→ **TASK TO CARRY OUT**: Set down all of the data that follows word for word, without the images.

→ **COLLECTED MATERIAL**:
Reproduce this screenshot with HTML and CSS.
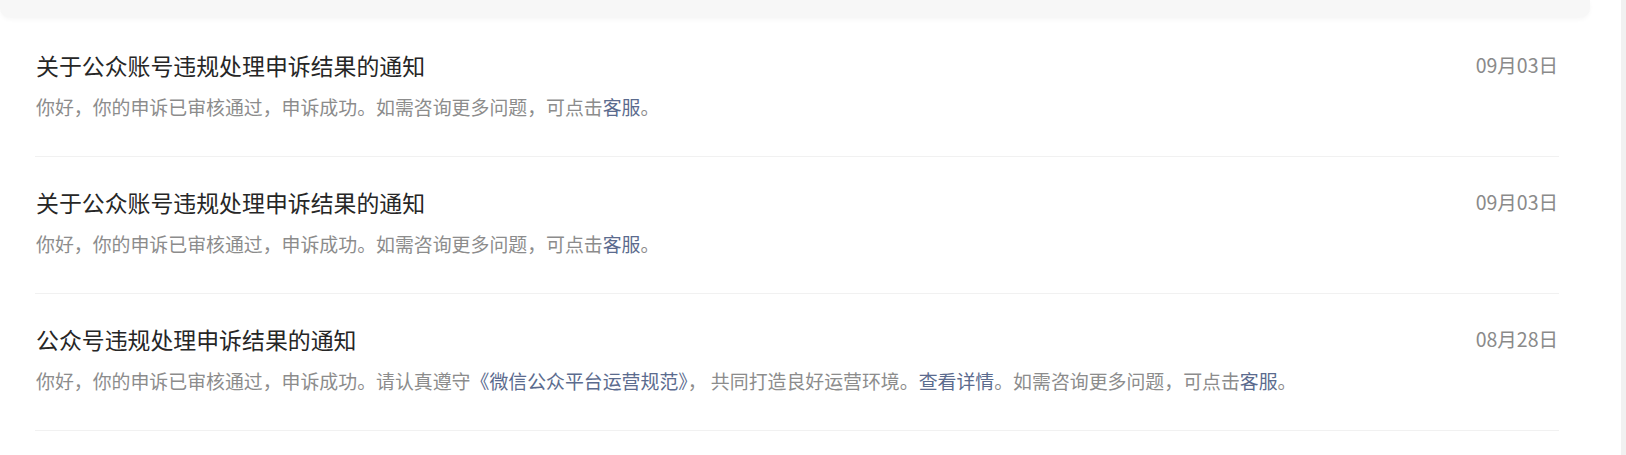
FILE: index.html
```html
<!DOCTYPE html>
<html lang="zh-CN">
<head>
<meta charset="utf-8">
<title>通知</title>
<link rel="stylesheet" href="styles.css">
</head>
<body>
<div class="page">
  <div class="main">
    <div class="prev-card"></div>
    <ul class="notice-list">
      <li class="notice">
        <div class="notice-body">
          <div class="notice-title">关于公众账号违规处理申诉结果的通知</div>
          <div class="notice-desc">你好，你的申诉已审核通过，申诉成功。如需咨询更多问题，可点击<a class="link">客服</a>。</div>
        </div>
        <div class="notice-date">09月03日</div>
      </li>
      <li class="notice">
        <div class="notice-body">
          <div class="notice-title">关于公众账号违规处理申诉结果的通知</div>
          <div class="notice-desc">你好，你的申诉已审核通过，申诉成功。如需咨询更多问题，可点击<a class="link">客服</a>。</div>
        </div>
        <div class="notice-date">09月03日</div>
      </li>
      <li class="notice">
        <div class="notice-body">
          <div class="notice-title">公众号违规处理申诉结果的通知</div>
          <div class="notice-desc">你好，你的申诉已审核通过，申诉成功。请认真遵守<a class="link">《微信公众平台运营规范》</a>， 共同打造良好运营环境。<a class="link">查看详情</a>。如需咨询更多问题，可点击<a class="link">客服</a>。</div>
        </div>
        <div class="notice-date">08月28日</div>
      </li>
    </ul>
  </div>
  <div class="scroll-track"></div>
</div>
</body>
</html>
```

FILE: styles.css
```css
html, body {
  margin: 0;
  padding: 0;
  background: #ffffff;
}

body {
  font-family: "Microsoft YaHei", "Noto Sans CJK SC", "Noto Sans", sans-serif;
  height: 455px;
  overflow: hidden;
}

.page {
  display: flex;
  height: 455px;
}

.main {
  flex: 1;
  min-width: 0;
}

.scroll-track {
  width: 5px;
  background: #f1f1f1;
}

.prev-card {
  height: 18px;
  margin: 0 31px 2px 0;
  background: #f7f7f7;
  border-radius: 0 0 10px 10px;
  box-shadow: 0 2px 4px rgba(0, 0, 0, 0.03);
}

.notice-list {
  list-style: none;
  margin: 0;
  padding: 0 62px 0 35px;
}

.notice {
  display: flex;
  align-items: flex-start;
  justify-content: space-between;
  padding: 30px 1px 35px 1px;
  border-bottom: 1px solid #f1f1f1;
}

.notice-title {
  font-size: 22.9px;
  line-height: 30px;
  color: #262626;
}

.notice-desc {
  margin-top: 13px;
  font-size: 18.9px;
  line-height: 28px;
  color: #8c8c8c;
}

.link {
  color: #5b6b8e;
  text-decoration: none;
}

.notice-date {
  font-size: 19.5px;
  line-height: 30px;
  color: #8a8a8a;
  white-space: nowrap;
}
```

→ **REPLY**:
Reproduce this screenshot with HTML and CSS.
FILE: index.html
```html
<!DOCTYPE html>
<html lang="zh-CN">
<head>
<meta charset="utf-8">
<title>通知</title>
<link rel="stylesheet" href="styles.css">
</head>
<body>
<div class="page">
  <div class="main">
    <div class="prev-card"></div>
    <ul class="notice-list">
      <li class="notice">
        <div class="notice-body">
          <div class="notice-title">关于公众账号违规处理申诉结果的通知</div>
          <div class="notice-desc">你好，你的申诉已审核通过，申诉成功。如需咨询更多问题，可点击<a class="link">客服</a>。</div>
        </div>
        <div class="notice-date">09月03日</div>
      </li>
      <li class="notice">
        <div class="notice-body">
          <div class="notice-title">关于公众账号违规处理申诉结果的通知</div>
          <div class="notice-desc">你好，你的申诉已审核通过，申诉成功。如需咨询更多问题，可点击<a class="link">客服</a>。</div>
        </div>
        <div class="notice-date">09月03日</div>
      </li>
      <li class="notice">
        <div class="notice-body">
          <div class="notice-title">公众号违规处理申诉结果的通知</div>
          <div class="notice-desc">你好，你的申诉已审核通过，申诉成功。请认真遵守<a class="link">《微信公众平台运营规范》</a>， 共同打造良好运营环境。<a class="link">查看详情</a>。如需咨询更多问题，可点击<a class="link">客服</a>。</div>
        </div>
        <div class="notice-date">08月28日</div>
      </li>
    </ul>
  </div>
  <div class="scroll-track"></div>
</div>
</body>
</html>
```

FILE: styles.css
```css
html, body {
  margin: 0;
  padding: 0;
  background: #ffffff;
}

body {
  font-family: "Microsoft YaHei", "Noto Sans CJK SC", "Noto Sans", sans-serif;
  height: 455px;
  overflow: hidden;
}

.page {
  display: flex;
  height: 455px;
}

.main {
  flex: 1;
  min-width: 0;
}

.scroll-track {
  width: 5px;
  background: #f1f1f1;
}

.prev-card {
  height: 18px;
  margin: 0 31px 2px 0;
  background: #f7f7f7;
  border-radius: 0 0 10px 10px;
  box-shadow: 0 2px 4px rgba(0, 0, 0, 0.03);
}

.notice-list {
  list-style: none;
  margin: 0;
  padding: 0 62px 0 35px;
}

.notice {
  display: flex;
  align-items: flex-start;
  justify-content: space-between;
  padding: 30px 1px 35px 1px;
  border-bottom: 1px solid #f1f1f1;
}

.notice-title {
  font-size: 22.9px;
  line-height: 30px;
  color: #262626;
}

.notice-desc {
  margin-top: 13px;
  font-size: 18.9px;
  line-height: 28px;
  color: #8c8c8c;
}

.link {
  color: #5b6b8e;
  text-decoration: none;
}

.notice-date {
  font-size: 19.5px;
  line-height: 30px;
  color: #8a8a8a;
  white-space: nowrap;
}
```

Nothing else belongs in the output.